Subordination in English is one of the more complex areas of the grammar, and I didn't study this until my honours year. That anyone ever gets is is amazing.
Suggest (this particular version anyway) takes a full S (sentence) as a complement, subordinated by an optional that. So in effect, when you see a sentence with suggest in it, you should be able to remove everything up to suggest(s) (that), and the result should be complete, and grammatical.
My father suggested that I subscribe to Newsweek.
In the above, I subscribe to Newsweek is a fully complete, grammatical sentence.
Encourage works differently. It does not take a complete S as its complement; it takes what Lexical-Functional Grammar calls an XCOMP, which is essentially a non-finite verb phrase. As it's a verb phrase, it lacks an agent (ordinarily mapped to subject), which it must absorb from the matrix clause, and it lacks tense inflection, which it inherits from the matrix clause.
Consider the following:
I subscribe to Newsweek.
I is the agent, and Newsweek is the, well, patient (not exactly, but it'll do).

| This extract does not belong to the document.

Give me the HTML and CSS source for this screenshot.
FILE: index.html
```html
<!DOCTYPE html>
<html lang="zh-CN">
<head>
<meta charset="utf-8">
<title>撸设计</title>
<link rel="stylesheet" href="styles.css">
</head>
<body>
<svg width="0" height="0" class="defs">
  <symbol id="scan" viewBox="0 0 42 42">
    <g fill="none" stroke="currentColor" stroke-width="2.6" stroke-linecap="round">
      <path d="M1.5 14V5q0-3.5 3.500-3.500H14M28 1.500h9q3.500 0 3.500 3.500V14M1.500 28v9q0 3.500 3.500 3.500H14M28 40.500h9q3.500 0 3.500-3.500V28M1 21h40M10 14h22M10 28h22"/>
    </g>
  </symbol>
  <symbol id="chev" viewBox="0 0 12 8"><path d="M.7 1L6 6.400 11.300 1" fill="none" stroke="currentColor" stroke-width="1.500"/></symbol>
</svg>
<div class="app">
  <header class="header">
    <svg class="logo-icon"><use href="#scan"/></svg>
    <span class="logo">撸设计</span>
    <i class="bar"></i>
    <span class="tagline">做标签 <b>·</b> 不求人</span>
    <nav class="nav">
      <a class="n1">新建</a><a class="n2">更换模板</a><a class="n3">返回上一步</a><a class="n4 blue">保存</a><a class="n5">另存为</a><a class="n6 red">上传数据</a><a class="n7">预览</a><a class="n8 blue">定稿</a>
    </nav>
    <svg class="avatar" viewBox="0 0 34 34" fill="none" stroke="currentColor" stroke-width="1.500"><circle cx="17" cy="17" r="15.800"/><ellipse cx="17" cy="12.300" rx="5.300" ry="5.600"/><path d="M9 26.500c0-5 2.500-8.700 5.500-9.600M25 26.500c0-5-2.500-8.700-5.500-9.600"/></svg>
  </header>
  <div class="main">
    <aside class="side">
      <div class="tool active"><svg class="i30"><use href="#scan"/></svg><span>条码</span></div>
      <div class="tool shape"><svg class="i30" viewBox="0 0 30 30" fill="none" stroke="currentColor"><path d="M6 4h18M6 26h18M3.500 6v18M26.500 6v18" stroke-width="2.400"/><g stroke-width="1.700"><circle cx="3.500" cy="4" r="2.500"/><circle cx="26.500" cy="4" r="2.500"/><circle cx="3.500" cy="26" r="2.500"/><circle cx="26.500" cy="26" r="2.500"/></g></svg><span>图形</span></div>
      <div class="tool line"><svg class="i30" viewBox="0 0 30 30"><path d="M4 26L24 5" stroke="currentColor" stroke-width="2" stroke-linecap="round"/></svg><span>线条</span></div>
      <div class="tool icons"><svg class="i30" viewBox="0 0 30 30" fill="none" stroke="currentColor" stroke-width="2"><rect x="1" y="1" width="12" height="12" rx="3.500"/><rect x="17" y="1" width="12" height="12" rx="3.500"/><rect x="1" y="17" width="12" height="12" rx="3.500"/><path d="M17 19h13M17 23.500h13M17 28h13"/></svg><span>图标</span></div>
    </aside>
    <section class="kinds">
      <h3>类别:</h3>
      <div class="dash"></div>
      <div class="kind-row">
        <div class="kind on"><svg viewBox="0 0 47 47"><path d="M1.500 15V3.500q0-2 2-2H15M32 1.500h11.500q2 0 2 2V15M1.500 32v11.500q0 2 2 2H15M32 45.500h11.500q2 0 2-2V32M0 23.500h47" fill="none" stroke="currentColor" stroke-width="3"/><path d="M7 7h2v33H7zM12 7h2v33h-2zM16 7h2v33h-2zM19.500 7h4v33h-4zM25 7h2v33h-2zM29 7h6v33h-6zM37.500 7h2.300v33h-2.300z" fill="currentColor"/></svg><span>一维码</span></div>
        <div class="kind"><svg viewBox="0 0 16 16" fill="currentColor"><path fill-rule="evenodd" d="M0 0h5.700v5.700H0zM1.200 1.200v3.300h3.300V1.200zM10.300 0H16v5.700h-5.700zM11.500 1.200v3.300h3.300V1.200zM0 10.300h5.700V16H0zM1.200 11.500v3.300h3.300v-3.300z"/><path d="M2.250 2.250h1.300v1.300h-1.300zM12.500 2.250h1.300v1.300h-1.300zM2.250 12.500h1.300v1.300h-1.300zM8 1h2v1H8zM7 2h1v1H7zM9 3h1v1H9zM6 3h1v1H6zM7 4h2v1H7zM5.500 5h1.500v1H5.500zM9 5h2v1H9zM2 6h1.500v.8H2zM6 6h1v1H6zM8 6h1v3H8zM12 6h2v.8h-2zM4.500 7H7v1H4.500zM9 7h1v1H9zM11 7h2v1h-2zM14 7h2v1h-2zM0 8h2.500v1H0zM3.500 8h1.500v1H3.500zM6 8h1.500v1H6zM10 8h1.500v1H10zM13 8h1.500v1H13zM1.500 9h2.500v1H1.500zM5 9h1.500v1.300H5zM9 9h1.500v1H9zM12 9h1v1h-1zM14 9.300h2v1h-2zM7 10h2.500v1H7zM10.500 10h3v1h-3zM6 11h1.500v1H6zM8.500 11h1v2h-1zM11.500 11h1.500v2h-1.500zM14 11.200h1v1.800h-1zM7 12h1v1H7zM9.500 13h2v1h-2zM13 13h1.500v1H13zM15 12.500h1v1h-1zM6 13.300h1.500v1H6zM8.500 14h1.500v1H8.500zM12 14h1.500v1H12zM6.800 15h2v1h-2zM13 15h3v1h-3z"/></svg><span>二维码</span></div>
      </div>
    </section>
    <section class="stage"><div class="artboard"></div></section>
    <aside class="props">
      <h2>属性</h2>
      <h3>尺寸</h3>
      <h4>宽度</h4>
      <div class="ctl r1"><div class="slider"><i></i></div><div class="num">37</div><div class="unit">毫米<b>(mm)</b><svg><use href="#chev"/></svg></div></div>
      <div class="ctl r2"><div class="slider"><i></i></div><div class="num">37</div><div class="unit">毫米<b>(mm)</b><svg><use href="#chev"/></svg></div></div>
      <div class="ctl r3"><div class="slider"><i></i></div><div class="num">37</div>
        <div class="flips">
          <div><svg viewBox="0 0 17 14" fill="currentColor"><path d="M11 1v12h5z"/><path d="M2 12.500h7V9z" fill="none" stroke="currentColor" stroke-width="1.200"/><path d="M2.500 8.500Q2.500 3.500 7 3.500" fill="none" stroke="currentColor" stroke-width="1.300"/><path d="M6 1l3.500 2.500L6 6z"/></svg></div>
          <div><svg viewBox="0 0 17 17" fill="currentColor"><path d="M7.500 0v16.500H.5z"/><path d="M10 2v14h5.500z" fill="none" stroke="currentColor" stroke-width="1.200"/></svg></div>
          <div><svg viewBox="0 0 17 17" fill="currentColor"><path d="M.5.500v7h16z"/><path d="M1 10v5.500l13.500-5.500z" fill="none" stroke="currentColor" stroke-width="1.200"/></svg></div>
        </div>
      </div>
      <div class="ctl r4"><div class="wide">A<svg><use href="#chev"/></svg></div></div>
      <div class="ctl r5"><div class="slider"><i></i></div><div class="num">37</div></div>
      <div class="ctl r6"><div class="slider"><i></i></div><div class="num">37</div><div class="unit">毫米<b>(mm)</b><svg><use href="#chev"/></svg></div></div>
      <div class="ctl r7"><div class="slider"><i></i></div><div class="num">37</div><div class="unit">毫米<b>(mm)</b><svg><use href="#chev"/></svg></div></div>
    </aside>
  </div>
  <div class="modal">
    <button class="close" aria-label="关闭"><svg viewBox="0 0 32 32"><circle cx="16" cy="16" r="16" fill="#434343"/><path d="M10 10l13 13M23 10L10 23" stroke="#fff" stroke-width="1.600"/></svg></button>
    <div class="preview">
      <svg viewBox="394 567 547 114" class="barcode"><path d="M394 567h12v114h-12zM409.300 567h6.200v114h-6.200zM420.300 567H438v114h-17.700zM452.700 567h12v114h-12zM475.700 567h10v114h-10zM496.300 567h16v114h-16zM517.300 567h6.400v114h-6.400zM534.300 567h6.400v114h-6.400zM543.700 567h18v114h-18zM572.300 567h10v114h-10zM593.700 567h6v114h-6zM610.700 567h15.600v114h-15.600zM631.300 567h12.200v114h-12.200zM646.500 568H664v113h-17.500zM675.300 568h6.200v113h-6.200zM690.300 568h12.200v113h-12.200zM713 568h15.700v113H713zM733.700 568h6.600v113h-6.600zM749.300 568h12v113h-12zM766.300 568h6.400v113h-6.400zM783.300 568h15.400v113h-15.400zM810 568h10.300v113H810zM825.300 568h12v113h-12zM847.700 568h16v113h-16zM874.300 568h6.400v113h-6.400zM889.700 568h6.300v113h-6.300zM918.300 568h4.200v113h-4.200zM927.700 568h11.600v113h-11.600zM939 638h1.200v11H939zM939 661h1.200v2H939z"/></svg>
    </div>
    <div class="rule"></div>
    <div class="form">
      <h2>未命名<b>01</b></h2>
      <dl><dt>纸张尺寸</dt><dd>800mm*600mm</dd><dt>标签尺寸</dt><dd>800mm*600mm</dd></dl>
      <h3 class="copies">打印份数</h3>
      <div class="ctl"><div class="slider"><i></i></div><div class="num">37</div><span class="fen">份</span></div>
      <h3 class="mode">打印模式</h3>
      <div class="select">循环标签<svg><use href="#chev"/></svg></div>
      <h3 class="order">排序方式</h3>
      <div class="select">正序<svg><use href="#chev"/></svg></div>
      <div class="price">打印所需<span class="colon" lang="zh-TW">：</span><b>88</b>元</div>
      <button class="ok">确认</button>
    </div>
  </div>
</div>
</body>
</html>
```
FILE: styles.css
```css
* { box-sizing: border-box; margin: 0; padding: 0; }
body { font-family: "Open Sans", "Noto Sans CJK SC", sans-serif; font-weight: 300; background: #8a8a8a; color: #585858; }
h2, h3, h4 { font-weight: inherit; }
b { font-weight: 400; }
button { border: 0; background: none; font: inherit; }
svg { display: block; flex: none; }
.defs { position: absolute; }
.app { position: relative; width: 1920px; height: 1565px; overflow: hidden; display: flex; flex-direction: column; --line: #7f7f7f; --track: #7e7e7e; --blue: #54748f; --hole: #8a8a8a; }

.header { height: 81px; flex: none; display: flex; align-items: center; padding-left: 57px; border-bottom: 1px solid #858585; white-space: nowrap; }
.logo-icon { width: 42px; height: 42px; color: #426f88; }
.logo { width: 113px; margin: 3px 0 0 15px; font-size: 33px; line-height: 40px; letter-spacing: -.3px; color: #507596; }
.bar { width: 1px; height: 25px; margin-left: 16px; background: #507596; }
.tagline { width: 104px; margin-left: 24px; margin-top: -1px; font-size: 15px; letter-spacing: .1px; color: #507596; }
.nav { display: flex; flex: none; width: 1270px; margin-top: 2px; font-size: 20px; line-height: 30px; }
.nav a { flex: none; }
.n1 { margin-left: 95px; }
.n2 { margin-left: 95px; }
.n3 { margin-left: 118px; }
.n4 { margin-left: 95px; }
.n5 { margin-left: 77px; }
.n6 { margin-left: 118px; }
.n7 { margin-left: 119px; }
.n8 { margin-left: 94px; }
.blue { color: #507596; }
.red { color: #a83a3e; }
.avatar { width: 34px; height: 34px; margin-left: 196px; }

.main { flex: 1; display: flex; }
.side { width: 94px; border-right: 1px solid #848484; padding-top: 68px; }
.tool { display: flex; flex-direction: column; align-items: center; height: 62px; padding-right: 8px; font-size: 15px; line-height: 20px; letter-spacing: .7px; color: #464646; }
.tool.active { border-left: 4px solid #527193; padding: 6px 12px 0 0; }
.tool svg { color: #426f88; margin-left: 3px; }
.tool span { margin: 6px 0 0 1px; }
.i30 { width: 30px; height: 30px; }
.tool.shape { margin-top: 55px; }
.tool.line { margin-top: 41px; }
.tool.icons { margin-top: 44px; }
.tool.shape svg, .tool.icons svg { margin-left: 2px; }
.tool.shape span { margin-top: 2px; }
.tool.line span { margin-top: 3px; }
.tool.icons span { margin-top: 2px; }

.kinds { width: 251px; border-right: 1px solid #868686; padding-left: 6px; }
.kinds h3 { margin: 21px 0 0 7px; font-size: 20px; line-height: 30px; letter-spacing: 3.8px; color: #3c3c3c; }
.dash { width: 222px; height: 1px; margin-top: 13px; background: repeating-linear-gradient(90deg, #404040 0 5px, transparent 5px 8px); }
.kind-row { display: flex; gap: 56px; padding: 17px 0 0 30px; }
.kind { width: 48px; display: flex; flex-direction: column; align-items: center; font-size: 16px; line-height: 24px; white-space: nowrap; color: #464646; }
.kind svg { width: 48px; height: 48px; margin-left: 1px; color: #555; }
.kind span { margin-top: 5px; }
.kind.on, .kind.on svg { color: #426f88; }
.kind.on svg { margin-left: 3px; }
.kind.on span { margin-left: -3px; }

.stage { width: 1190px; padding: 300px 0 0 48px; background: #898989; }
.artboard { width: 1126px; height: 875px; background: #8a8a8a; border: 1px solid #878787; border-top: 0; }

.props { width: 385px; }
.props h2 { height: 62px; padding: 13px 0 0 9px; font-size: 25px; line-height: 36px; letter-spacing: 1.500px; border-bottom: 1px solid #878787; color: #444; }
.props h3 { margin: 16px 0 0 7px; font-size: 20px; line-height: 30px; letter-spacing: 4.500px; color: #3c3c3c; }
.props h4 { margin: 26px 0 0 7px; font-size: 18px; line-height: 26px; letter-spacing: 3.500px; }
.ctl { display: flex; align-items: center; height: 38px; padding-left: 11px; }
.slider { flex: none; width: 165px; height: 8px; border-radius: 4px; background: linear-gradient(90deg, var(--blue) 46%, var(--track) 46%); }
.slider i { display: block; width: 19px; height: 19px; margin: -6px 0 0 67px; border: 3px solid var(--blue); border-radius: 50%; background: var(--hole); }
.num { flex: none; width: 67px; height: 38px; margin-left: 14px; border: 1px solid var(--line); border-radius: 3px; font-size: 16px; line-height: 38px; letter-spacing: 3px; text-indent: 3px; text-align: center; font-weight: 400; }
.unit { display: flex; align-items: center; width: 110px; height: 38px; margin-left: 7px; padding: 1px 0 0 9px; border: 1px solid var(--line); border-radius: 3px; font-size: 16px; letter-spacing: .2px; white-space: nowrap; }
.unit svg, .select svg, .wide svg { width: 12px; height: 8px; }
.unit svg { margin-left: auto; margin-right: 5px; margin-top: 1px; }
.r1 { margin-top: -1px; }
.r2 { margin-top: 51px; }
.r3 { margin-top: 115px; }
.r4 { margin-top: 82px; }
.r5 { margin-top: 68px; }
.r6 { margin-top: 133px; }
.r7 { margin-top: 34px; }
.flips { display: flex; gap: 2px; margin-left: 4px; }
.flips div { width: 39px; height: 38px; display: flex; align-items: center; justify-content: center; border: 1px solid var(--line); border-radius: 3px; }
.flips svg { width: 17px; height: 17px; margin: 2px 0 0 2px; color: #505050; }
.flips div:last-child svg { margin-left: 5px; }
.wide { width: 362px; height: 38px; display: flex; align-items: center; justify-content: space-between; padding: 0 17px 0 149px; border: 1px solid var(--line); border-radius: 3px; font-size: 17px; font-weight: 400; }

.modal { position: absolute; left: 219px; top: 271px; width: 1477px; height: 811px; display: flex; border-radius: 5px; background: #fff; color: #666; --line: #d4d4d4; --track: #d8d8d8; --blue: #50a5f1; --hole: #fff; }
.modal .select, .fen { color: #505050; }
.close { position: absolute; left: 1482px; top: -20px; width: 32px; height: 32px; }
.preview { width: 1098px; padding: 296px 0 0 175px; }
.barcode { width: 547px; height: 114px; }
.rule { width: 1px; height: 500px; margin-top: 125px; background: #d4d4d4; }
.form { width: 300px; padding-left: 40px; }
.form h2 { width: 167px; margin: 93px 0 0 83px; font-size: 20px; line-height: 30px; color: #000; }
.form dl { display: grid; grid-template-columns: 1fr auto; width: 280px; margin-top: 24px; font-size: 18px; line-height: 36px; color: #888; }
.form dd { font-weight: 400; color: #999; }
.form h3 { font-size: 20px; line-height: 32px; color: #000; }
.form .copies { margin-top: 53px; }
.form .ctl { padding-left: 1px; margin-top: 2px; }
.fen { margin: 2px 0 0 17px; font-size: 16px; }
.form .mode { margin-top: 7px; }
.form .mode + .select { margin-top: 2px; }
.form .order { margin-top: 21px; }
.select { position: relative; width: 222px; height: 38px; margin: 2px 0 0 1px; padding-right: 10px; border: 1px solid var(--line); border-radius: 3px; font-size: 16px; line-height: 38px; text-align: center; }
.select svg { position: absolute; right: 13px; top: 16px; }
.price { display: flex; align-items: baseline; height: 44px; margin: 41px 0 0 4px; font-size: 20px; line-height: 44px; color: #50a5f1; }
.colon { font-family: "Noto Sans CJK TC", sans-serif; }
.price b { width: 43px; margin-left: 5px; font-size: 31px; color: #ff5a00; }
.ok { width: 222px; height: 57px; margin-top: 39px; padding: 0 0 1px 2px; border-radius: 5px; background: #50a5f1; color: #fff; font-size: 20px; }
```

Agent maps to subject, patient maps to object. Easy.
He encouraged [ me to subscribe to Newsweek ]
Here, me is the agent of subscribe, but it comes out as me rather than I, the accusative form. What's happening here is that the matrix clause he encouraged me supplies its object, me, to the subordinated clause to act as the agent of the verb subscribe.
To make matters worse, there are intransitive verbs that take an XCOMP as well, but in those scenarios, there's no object of the matrix clause to act as the agent of the subordinate clause, so instead it uses the subject of the matrix clause:
I promise to do the dishes.
It is I that does the dishes, which that clause gets from the matrix clause.
So to sum, B is correct. D would have been correct if it had been encouraged me to.
Which verbs work like suggest and which like encourage is just something that you have to learn; there's no pattern to it, it's simply arbitrary.